▸ Given request
Set down the material below word for word, excluding the pictures.

— START —

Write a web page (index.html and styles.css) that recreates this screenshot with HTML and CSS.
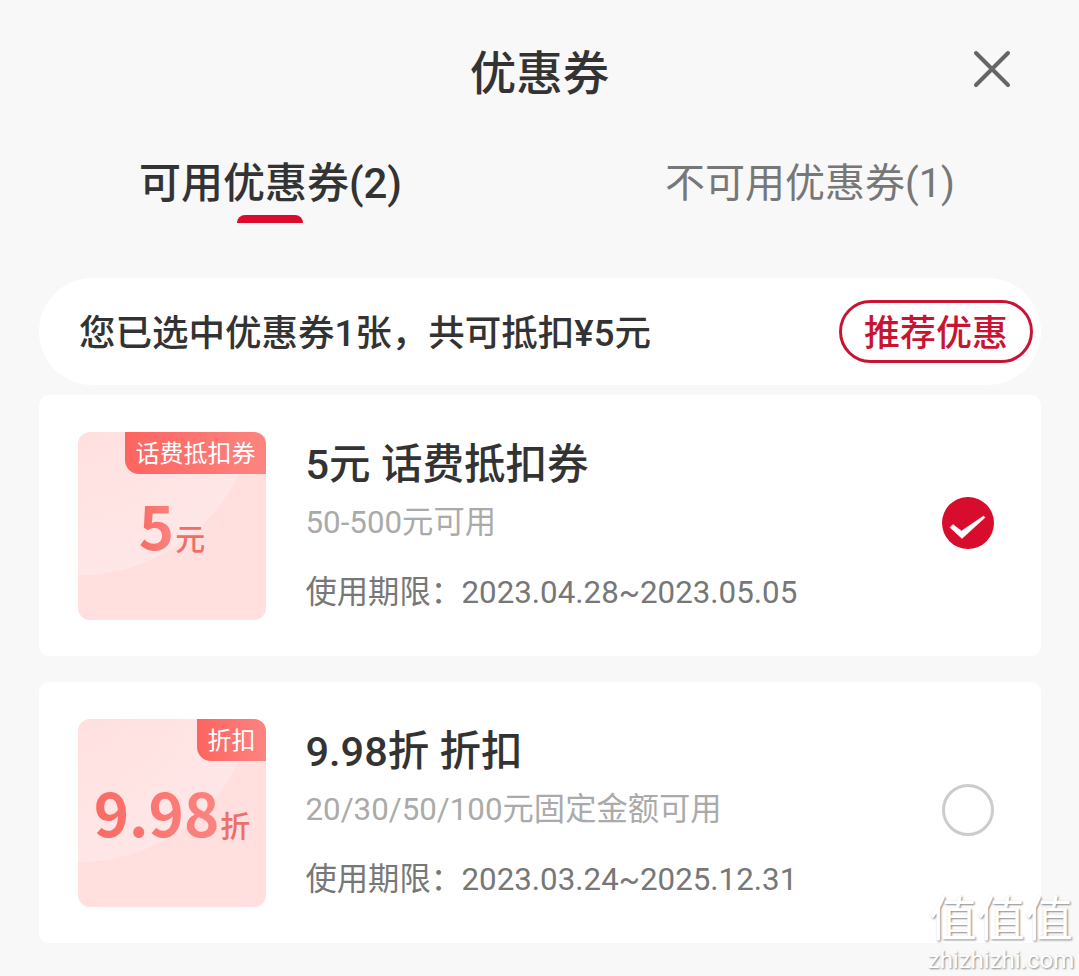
FILE: index.html
```html
<!DOCTYPE html>
<html lang="zh-CN">
   <head>
      <meta charset="UTF-8">
      <title>优惠券</title>
      <link rel="stylesheet" href="styles.css">
   </head>
   <body>
      <header class="top">
         <h1 class="title">优惠券</h1>
         <svg class="close" width="40" height="40" viewBox="0 0 40 40">
            <path d="M4 4L36 36M36 4L4 36" stroke="#666" stroke-width="4" stroke-linecap="round" fill="none"/>
         </svg>
      </header>

      <nav class="tabs">
         <a class="tab active">可用优惠券(2)</a>
         <a class="tab">不可用优惠券(1)</a>
      </nav>

      <div class="summary">
         <span class="summary-text">您已选中优惠券1张，共可抵扣¥5元</span>
         <button class="recommend">推荐优惠</button>
      </div>

      <div class="list">
         <div class="card">
            <div class="thumb">
               <span class="tag">话费抵扣券</span>
               <div class="amount"><b>5</b><span>元</span></div>
            </div>
            <div class="info">
               <div class="name">5元 话费抵扣券</div>
               <div class="rule">50-500元可用</div>
               <div class="date"><span class="date-label">使用期限：</span>2023.04.28~2023.05.05</div>
            </div>
            <svg class="check" width="52" height="52" viewBox="0 0 52 52">
               <circle cx="26" cy="26" r="26" fill="#d80c2d"/>
               <path d="M8 30.500L11 27.500L19.500 34L41.500 19L43 20.500L20 41.500Z" fill="#fff" stroke="#fff" stroke-width="0.500" stroke-linejoin="round"/>
            </svg>
         </div>

         <div class="card card-second">
            <div class="thumb">
               <span class="tag">折扣</span>
               <div class="amount"><b>9.98</b><span>折</span></div>
            </div>
            <div class="info">
               <div class="name">9.98折 折扣</div>
               <div class="rule">20/30/50/100元固定金额可用</div>
               <div class="date"><span class="date-label">使用期限：</span>2023.03.24~2025.12.31</div>
            </div>
            <div class="radio"></div>
         </div>
      </div>

      <div class="watermark">
         <div class="wm-big">值值值</div>
         <div class="wm-small">zhizhizhi.com</div>
      </div>
   </body>
</html>
```

FILE: styles.css
```css
/* page */
body {
  margin: 0;
  padding: 0;
  height: 976px;
  overflow: hidden;
  position: relative;
  background-color: #f8f8f8;
  color: #333;
  font-family: Roboto, "Noto Sans CJK SC", sans-serif;
}

/* header */
.top {
  height: 146px;
  display: flex;
  justify-content: center;
  position: relative;
}
.title {
  margin: 0;
  padding-top: 41px;
  font-size: 46.500px;
  line-height: 66px;
  font-weight: 500;
  height: 66px;
}
.close {
  position: absolute;
  left: 972px;
  top: 49px;
}

/* tabs */
.tabs {
  height: 132px;
  display: grid;
  grid-template-columns: 541px 538px;
}
.tab {
  display: block;
  height: 76px;
  line-height: 76px;
  font-size: 40px;
  text-align: center;
  color: #777;
  position: relative;
}
.tab.active {
  color: #333;
  font-size: 42px;
  font-weight: 500;
}
.tab.active::after {
  content: "";
  position: absolute;
  left: 237px;
  top: 69px;
  width: 66px;
  height: 8px;
  border-radius: 8px 8px 0 0;
  background-color: #dc0a2d;
}

/* selected summary */
.summary {
  margin: 0 38px 0 39px;
  height: 107px;
  border-radius: 54px;
  background-color: #fff;
  display: flex;
  align-items: center;
  justify-content: space-between;
  padding-left: 40px;
}
.summary-text {
  font-size: 36.500px;
  font-weight: 500;
  padding-bottom: 2px;
}
.recommend {
  width: 194px;
  height: 63px;
  padding: 0 0 3px;
  border: 3px solid #c81432;
  border-radius: 32px;
  background-color: #fff;
  color: #c81432;
  font-family: inherit;
  font-size: 36px;
  font-weight: 500;
  box-sizing: border-box;
  margin-right: 8px;
}

/* coupon cards */
.list {
  margin: 10px 38px 0 39px;
}
.card {
  height: 261px;
  box-sizing: border-box;
  padding: 37px 47px 0 39px;
  background-color: #fff;
  border-radius: 10px;
  display: flex;
}
.card-second {
  margin-top: 26px;
}
.thumb {
  width: 188px;
  height: 188px;
  flex-shrink: 0;
  border-radius: 12px;
  position: relative;
  overflow: hidden;
  background: radial-gradient(circle at 0 -35px, #ffdede 0, #ffe7e7 178px, #ffe0df 178.500px, #ffe0df 100%);
  display: flex;
  align-items: center;
  justify-content: center;
}
.tag {
  position: absolute;
  top: 0;
  right: 0;
  height: 42px;
  line-height: 44px;
  padding: 0 10.500px;
  font-size: 24px;
  color: #fff;
  border-radius: 0 0 0 14px;
  background: linear-gradient(90deg, #fd645f, #fd8480);
}
.amount {
  color: #ec7069;
  white-space: nowrap;
  display: flex;
  align-items: baseline;
  padding-bottom: 4px;
}
.amount b {
  font-family: "Noto Sans CJK SC", sans-serif;
  font-size: 60px;
  line-height: 84px;
  font-weight: 700;
  background: linear-gradient(90deg, #fa6a63, #fb8480);
  -webkit-background-clip: text;
  background-clip: text;
  color: transparent;
}
.amount span {
  font-size: 30px;
  font-weight: 500;
  margin-left: 1px;
}
.info {
  flex: 1;
  margin-left: 39.500px;
}
.name {
  font-size: 41.500px;
  line-height: 54px;
  margin-top: 6px;
  font-weight: 500;
}
.rule {
  font-size: 31.300px;
  line-height: 44px;
  margin-top: 9px;
  color: #aaa;
}
.date {
  font-size: 31.300px;
  line-height: 44px;
  margin-top: 26px;
  color: #777;
  white-space: nowrap;
}
.date-label {
  display: inline-block;
  width: 156px;
}
.check {
  margin-top: 65px;
}
.radio {
  width: 52px;
  height: 52px;
  margin-top: 65px;
  box-sizing: border-box;
  border: 3px solid #ccc;
  border-radius: 50%;
}

/* watermark lies over the page */
.watermark {
  position: absolute;
  left: 927px;
  top: 893px;
  width: 148px;
  text-align: center;
  color: #fff;
  text-shadow: 1px 1px 2px #888;
}
.wm-big {
  font-size: 48px;
  line-height: 54px;
}
.wm-small {
  font-size: 24px;
  line-height: 26px;
}
```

— END —

▸ Solution
Write a web page (index.html and styles.css) that recreates this screenshot with HTML and CSS.
FILE: index.html
```html
<!DOCTYPE html>
<html lang="zh-CN">
   <head>
      <meta charset="UTF-8">
      <title>优惠券</title>
      <link rel="stylesheet" href="styles.css">
   </head>
   <body>
      <header class="top">
         <h1 class="title">优惠券</h1>
         <svg class="close" width="40" height="40" viewBox="0 0 40 40">
            <path d="M4 4L36 36M36 4L4 36" stroke="#666" stroke-width="4" stroke-linecap="round" fill="none"/>
         </svg>
      </header>

      <nav class="tabs">
         <a class="tab active">可用优惠券(2)</a>
         <a class="tab">不可用优惠券(1)</a>
      </nav>

      <div class="summary">
         <span class="summary-text">您已选中优惠券1张，共可抵扣¥5元</span>
         <button class="recommend">推荐优惠</button>
      </div>

      <div class="list">
         <div class="card">
            <div class="thumb">
               <span class="tag">话费抵扣券</span>
               <div class="amount"><b>5</b><span>元</span></div>
            </div>
            <div class="info">
               <div class="name">5元 话费抵扣券</div>
               <div class="rule">50-500元可用</div>
               <div class="date"><span class="date-label">使用期限：</span>2023.04.28~2023.05.05</div>
            </div>
            <svg class="check" width="52" height="52" viewBox="0 0 52 52">
               <circle cx="26" cy="26" r="26" fill="#d80c2d"/>
               <path d="M8 30.500L11 27.500L19.500 34L41.500 19L43 20.500L20 41.500Z" fill="#fff" stroke="#fff" stroke-width="0.500" stroke-linejoin="round"/>
            </svg>
         </div>

         <div class="card card-second">
            <div class="thumb">
               <span class="tag">折扣</span>
               <div class="amount"><b>9.98</b><span>折</span></div>
            </div>
            <div class="info">
               <div class="name">9.98折 折扣</div>
               <div class="rule">20/30/50/100元固定金额可用</div>
               <div class="date"><span class="date-label">使用期限：</span>2023.03.24~2025.12.31</div>
            </div>
            <div class="radio"></div>
         </div>
      </div>

      <div class="watermark">
         <div class="wm-big">值值值</div>
         <div class="wm-small">zhizhizhi.com</div>
      </div>
   </body>
</html>
```

FILE: styles.css
```css
/* page */
body {
  margin: 0;
  padding: 0;
  height: 976px;
  overflow: hidden;
  position: relative;
  background-color: #f8f8f8;
  color: #333;
  font-family: Roboto, "Noto Sans CJK SC", sans-serif;
}

/* header */
.top {
  height: 146px;
  display: flex;
  justify-content: center;
  position: relative;
}
.title {
  margin: 0;
  padding-top: 41px;
  font-size: 46.500px;
  line-height: 66px;
  font-weight: 500;
  height: 66px;
}
.close {
  position: absolute;
  left: 972px;
  top: 49px;
}

/* tabs */
.tabs {
  height: 132px;
  display: grid;
  grid-template-columns: 541px 538px;
}
.tab {
  display: block;
  height: 76px;
  line-height: 76px;
  font-size: 40px;
  text-align: center;
  color: #777;
  position: relative;
}
.tab.active {
  color: #333;
  font-size: 42px;
  font-weight: 500;
}
.tab.active::after {
  content: "";
  position: absolute;
  left: 237px;
  top: 69px;
  width: 66px;
  height: 8px;
  border-radius: 8px 8px 0 0;
  background-color: #dc0a2d;
}

/* selected summary */
.summary {
  margin: 0 38px 0 39px;
  height: 107px;
  border-radius: 54px;
  background-color: #fff;
  display: flex;
  align-items: center;
  justify-content: space-between;
  padding-left: 40px;
}
.summary-text {
  font-size: 36.500px;
  font-weight: 500;
  padding-bottom: 2px;
}
.recommend {
  width: 194px;
  height: 63px;
  padding: 0 0 3px;
  border: 3px solid #c81432;
  border-radius: 32px;
  background-color: #fff;
  color: #c81432;
  font-family: inherit;
  font-size: 36px;
  font-weight: 500;
  box-sizing: border-box;
  margin-right: 8px;
}

/* coupon cards */
.list {
  margin: 10px 38px 0 39px;
}
.card {
  height: 261px;
  box-sizing: border-box;
  padding: 37px 47px 0 39px;
  background-color: #fff;
  border-radius: 10px;
  display: flex;
}
.card-second {
  margin-top: 26px;
}
.thumb {
  width: 188px;
  height: 188px;
  flex-shrink: 0;
  border-radius: 12px;
  position: relative;
  overflow: hidden;
  background: radial-gradient(circle at 0 -35px, #ffdede 0, #ffe7e7 178px, #ffe0df 178.500px, #ffe0df 100%);
  display: flex;
  align-items: center;
  justify-content: center;
}
.tag {
  position: absolute;
  top: 0;
  right: 0;
  height: 42px;
  line-height: 44px;
  padding: 0 10.500px;
  font-size: 24px;
  color: #fff;
  border-radius: 0 0 0 14px;
  background: linear-gradient(90deg, #fd645f, #fd8480);
}
.amount {
  color: #ec7069;
  white-space: nowrap;
  display: flex;
  align-items: baseline;
  padding-bottom: 4px;
}
.amount b {
  font-family: "Noto Sans CJK SC", sans-serif;
  font-size: 60px;
  line-height: 84px;
  font-weight: 700;
  background: linear-gradient(90deg, #fa6a63, #fb8480);
  -webkit-background-clip: text;
  background-clip: text;
  color: transparent;
}
.amount span {
  font-size: 30px;
  font-weight: 500;
  margin-left: 1px;
}
.info {
  flex: 1;
  margin-left: 39.500px;
}
.name {
  font-size: 41.500px;
  line-height: 54px;
  margin-top: 6px;
  font-weight: 500;
}
.rule {
  font-size: 31.300px;
  line-height: 44px;
  margin-top: 9px;
  color: #aaa;
}
.date {
  font-size: 31.300px;
  line-height: 44px;
  margin-top: 26px;
  color: #777;
  white-space: nowrap;
}
.date-label {
  display: inline-block;
  width: 156px;
}
.check {
  margin-top: 65px;
}
.radio {
  width: 52px;
  height: 52px;
  margin-top: 65px;
  box-sizing: border-box;
  border: 3px solid #ccc;
  border-radius: 50%;
}

/* watermark lies over the page */
.watermark {
  position: absolute;
  left: 927px;
  top: 893px;
  width: 148px;
  text-align: center;
  color: #fff;
  text-shadow: 1px 1px 2px #888;
}
.wm-big {
  font-size: 48px;
  line-height: 54px;
}
.wm-small {
  font-size: 24px;
  line-height: 26px;
}
```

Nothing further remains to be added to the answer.